Ante Up!: A New Book by Chautona Havig!

About two months ago, Christian author Chautona Havig released an interesting mystery named Sweet on You. Now, not too much later, she’s completed another book named Ante Up!. This one is the fourth in a series called the Aggie’s Inheritance series, about a young woman who inherited her eight nieces and nephews after her sister and brother-in-law died in a tragic accident.

I’m reviewing the story today, but a more in-depth review will be posted on the website on Friday, so keep an eye out for that in this week’s newsletter!
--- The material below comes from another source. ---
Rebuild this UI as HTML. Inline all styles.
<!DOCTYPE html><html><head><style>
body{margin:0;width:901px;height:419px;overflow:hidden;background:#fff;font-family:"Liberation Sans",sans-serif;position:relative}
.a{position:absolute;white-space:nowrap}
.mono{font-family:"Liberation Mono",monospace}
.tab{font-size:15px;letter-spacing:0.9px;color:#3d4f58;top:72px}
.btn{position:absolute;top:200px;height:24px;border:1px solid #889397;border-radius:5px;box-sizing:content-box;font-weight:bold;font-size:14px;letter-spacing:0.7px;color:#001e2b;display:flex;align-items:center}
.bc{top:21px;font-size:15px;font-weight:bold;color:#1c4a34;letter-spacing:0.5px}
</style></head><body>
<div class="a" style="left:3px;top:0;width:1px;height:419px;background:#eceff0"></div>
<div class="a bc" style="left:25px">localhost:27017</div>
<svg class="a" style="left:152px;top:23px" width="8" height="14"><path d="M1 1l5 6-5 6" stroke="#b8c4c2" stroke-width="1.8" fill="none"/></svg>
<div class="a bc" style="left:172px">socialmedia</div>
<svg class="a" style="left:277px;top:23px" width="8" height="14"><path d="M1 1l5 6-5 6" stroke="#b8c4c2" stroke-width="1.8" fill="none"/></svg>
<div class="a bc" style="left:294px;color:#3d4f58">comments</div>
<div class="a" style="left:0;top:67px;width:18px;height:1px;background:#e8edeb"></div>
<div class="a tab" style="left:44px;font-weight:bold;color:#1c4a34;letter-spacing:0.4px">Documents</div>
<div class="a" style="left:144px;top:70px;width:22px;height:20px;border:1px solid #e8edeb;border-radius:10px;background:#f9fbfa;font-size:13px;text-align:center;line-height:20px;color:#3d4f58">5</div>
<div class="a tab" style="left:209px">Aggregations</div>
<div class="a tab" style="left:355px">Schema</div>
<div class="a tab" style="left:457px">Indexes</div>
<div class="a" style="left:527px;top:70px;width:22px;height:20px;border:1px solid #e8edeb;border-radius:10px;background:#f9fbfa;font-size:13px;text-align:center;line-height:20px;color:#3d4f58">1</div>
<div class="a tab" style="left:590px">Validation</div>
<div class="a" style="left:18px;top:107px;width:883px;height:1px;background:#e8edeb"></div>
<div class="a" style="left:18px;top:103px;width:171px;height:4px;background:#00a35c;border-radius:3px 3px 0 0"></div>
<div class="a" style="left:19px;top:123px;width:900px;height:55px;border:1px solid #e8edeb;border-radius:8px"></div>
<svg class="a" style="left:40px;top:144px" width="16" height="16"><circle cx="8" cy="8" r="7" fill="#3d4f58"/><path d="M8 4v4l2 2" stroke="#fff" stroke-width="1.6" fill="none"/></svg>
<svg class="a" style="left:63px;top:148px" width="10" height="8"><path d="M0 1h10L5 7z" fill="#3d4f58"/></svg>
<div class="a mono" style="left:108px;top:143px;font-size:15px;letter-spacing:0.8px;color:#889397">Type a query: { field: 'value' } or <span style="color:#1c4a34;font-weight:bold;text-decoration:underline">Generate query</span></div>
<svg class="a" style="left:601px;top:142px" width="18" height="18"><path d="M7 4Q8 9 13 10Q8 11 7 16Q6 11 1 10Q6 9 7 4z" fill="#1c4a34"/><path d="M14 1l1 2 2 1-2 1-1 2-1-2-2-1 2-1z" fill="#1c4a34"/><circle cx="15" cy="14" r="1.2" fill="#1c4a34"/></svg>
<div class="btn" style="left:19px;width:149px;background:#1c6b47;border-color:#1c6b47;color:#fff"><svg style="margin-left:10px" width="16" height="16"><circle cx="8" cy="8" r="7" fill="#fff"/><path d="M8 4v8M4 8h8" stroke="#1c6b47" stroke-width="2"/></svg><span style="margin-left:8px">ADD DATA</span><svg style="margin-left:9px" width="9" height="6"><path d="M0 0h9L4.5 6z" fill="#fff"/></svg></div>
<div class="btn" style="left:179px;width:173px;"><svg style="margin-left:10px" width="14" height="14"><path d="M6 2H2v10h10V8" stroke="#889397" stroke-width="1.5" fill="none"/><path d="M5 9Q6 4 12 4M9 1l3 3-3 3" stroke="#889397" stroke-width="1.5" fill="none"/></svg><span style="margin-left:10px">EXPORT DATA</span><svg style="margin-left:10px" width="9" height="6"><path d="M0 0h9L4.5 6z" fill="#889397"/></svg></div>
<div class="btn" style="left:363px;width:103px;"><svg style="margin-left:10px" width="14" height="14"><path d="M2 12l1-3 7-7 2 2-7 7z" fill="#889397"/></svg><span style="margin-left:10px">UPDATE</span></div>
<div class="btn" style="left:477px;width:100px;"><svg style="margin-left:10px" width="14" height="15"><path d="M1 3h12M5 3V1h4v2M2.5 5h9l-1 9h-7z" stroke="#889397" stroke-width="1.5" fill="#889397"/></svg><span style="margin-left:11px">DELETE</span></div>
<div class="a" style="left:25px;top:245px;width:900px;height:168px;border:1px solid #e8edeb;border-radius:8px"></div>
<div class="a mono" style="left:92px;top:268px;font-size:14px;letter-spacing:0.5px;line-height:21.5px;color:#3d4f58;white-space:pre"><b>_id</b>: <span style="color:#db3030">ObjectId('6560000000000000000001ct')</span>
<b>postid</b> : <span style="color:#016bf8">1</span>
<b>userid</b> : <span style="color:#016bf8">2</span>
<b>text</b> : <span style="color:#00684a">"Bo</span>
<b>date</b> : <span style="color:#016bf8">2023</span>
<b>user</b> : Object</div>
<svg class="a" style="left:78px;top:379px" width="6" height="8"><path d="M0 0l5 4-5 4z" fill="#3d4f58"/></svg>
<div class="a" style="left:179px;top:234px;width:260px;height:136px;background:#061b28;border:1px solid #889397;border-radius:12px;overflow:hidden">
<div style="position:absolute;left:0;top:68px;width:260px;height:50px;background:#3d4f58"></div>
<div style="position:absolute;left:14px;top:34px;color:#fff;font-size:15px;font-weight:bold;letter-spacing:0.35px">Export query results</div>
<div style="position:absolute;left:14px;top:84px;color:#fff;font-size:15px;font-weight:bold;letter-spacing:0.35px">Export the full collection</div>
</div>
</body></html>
Ante Up! by Chautona Havig

This is another great story by Chautona Havig! I’ve been waiting for it for quite a while, so it was great to finally be able to read it now. Aggie’s family is growing in this story; it’s been four years since the last book and now besides her eight nieces and nephews she’s preparing to welcome her second baby! However, things aren’t exactly going as planned. After dealing with vandalism soon after returning from a trip, there are new complications in the pregnancy. Can she keep her faith, despite the apparent setbacks? Vannie and Laird are getting older too, and have struggles of their own to navigate. Can the family hold together—and Aggie keep her eyes on the Lord—during this difficult time?
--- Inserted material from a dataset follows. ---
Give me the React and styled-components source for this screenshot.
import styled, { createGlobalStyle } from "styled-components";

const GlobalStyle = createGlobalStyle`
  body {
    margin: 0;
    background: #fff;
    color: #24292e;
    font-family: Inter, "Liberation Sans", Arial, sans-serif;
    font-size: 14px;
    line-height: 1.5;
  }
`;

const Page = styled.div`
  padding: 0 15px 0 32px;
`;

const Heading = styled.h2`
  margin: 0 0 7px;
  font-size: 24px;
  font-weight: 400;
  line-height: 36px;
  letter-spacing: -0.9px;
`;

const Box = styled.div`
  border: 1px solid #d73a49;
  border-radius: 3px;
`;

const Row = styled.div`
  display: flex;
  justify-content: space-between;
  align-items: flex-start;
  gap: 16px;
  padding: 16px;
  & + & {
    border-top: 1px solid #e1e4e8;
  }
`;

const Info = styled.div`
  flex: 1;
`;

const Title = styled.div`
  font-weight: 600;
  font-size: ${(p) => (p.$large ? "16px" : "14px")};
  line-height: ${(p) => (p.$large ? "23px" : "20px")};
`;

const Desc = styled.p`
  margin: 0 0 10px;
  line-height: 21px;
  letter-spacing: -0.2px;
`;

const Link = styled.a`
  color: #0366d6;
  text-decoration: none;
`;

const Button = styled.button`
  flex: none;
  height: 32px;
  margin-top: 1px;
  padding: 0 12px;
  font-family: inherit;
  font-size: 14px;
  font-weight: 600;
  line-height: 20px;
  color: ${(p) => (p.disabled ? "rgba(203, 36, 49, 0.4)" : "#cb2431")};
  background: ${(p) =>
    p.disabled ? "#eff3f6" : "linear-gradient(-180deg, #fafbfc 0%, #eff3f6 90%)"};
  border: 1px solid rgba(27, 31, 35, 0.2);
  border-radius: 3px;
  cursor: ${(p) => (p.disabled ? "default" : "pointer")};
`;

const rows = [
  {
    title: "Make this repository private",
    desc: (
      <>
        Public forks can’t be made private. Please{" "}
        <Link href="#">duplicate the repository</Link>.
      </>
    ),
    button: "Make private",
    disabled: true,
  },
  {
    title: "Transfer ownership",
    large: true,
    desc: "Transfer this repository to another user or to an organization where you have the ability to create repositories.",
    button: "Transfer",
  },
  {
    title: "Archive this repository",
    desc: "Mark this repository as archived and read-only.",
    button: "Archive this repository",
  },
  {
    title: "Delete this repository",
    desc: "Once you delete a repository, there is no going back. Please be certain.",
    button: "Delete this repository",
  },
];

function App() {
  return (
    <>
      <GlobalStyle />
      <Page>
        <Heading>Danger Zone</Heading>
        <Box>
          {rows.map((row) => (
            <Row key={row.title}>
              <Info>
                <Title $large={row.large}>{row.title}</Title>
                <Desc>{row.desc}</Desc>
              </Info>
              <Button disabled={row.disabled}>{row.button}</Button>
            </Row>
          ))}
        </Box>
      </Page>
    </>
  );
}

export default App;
This was a challenging book for me to read. Seeing Aggie go from a happy, content Christian to an angry, empty shell wasn’t easy. Thankfully, there IS hope even when all odds seem against you, and Mrs. Havig did an excellent job bringing that out. (I was really relieved when Aggie finally realized the aforementioned truth—the ending was satisfying, although I want more!) I was captivated the entire way through, even though the overarching theme is such a difficult subject. I came away feeling very encouraged. Can’t wait for the next book!

Note: This book does contain a lot of stuff about pregnancy in it, so it isn’t suitable for men or children.

My Goals for This Week

Planning has always been a sore point for me. I love the idea; love the feel of paper under my fingers and seeing plans take shape before me. I can easily spend hours reading productivity blogs about how one could go about making a plan for what you want to do in a year, broken down into quarters, months, weeks, and finally days. I love it, I really do.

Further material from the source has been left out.